Message-ID: <010b01c29675$68329280$9a114498@us.oracle.com>
From: "Eric Sedlar" <eric.sedlar@oracle.com>
Subject: ACL ordering
Date: Wed, 27 Nov 2002 16:30:51 -0800

One issue that has come out in the ACL spec we're standardizing for WebDAV is the issue about restricting ACE order in an ACL.  While it isn't enforced by the Windows kernel, all Windows clients force any deny ACEs to come before the grant ACEs.  This avoids weird processing errors such as the following list of ACEs:

<grant READ>
<deny READ>
<grant WRITE>

Now, if I ask NT for read permission, I get it, since the evaluation short circuits after the first ACE.  If I ask NT for write permission, I get it, since the first two ACEs are ignored.  If I ask NT for read AND write permission, the request is denied, since I don't have all the permission I need after the first ACE, and the second ACE will cause the access check to fail.

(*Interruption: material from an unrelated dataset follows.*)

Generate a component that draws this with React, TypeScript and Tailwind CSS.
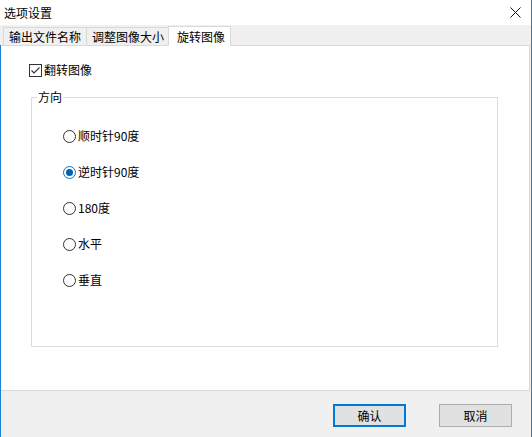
import React from "react";

const font = { fontFamily: '"Noto Sans CJK SC", "Microsoft YaHei", sans-serif' };

function Radio({ label, checked }: { label: string; checked?: boolean }) {
  return (
    <div className="flex items-center h-[14px]">
      {checked ? (
        <span className="w-[13px] h-[13px] rounded-full border border-[#0078d7] flex items-center justify-center bg-white">
          <span className="w-[7px] h-[7px] rounded-full bg-[#0063b1]" />
        </span>
      ) : (
        <span className="w-[13px] h-[13px] rounded-full border border-[#333333] bg-white" />
      )}
      <span className="ml-[2px] text-[12px] leading-[14px] text-black">{label}</span>
    </div>
  );
}

export default function App() {
  return (
    <div
      className="w-[532px] h-[437px] bg-[#f0f0f0] flex flex-col border-r border-[#1883d7] select-none"
      style={font}
    >
      {/* title bar */}
      <div className="h-[25px] bg-white flex items-center justify-between pl-[4px] pr-[9px]">
        <span className="text-[12px] leading-[14px] text-black">选项设置</span>
        <svg width="11" height="11" viewBox="0 0 11 11" className="mr-[1px]">
          <path d="M0.5 0.5 L10.5 10.5 M10.5 0.5 L0.5 10.5" stroke="#111" strokeWidth="1" />
        </svg>
      </div>

      {/* tab strip */}
      <div className="h-[20px] flex items-end pl-[3px] pr-[2px]">
        <div className="h-[18px] w-[83px] border border-b-0 border-r-0 border-[#d9d9d9] bg-[#f0f0f0] pl-[5px] text-[12px] leading-[17px] text-black">
          输出文件名称
        </div>
        <div className="h-[18px] w-[83px] border border-b-0 border-[#d9d9d9] bg-[#f0f0f0] pl-[5px] text-[12px] leading-[17px] text-black">
          调整图像大小
        </div>
        <div className="h-[20px] w-[63px] -ml-[1px] border border-b-0 border-[#d9d9d9] bg-white pl-[8px] text-[12px] leading-[20px] text-black relative z-10 -mb-[1px]">
          旋转图像
        </div>
      </div>

      {/* body */}
      <div className="flex-1 flex flex-col border-l border-[#1883d7]">
        <div className="h-[346px] mr-[1px] bg-white border border-l-0 border-[#d9d9d9] flex flex-col">
          <div className="flex items-center pl-[28px] pt-[17px]">
            <span className="w-[13px] h-[13px] border border-[#333333] bg-white flex items-center justify-center">
              <svg width="11" height="11" viewBox="0 0 11 11">
                <path d="M1.5 5.5 L4 8 L9.5 2.5" stroke="#333" strokeWidth="1.1" fill="none" />
              </svg>
            </span>
            <span className="ml-[2px] text-[12px] leading-[14px] text-black">翻转图像</span>
          </div>

          <div className="ml-[30px] mt-[13px] w-[467px] h-[257px] relative">
            <div className="absolute left-0 right-0 top-[7px] bottom-0 border border-[#dcdcdc]" />
            <span className="absolute left-[6px] top-0 bg-white px-[1px] text-[12px] leading-[14px] text-black">
              方向
            </span>
            <div className="relative flex flex-col gap-[22px] pl-[32px] pt-[39px]">
              <Radio label="顺时针90度" />
              <Radio label="逆时针90度" checked />
              <Radio label="180度" />
              <Radio label="水平" />
              <Radio label="垂直" />
            </div>
          </div>
        </div>

        {/* footer */}
        <div className="flex-1 flex justify-end items-start pt-[13px] pr-[19px] gap-[33px]">
          <button className="w-[73px] h-[23px] bg-[#e1e1e1] border-2 border-[#0078d7] text-[12px] leading-[14px] text-black">
            确认
          </button>
          <button className="w-[73px] h-[23px] bg-[#e1e1e1] border border-[#adadad] text-[12px] leading-[14px] text-black">
            取消
          </button>
        </div>
      </div>
    </div>
  );
}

Therefore, to really achieve Windows interoperability (let alone usability), protocols like NFSv4 should avoid allowing deny ACEs after any grant ACEs.  This also relaxes the requirement to maintain strict ACE ordering, since ordering is irrelevant when processing denies, and ordering is irrelevant when processing grants (other than as an optimization).  I didn't see anything in the spec about what order the inherited ACEs should be placed in (for example relative to a default ACL that might be defined on the server on a per-user basis), so making this ordering requirement clear simplifies the work.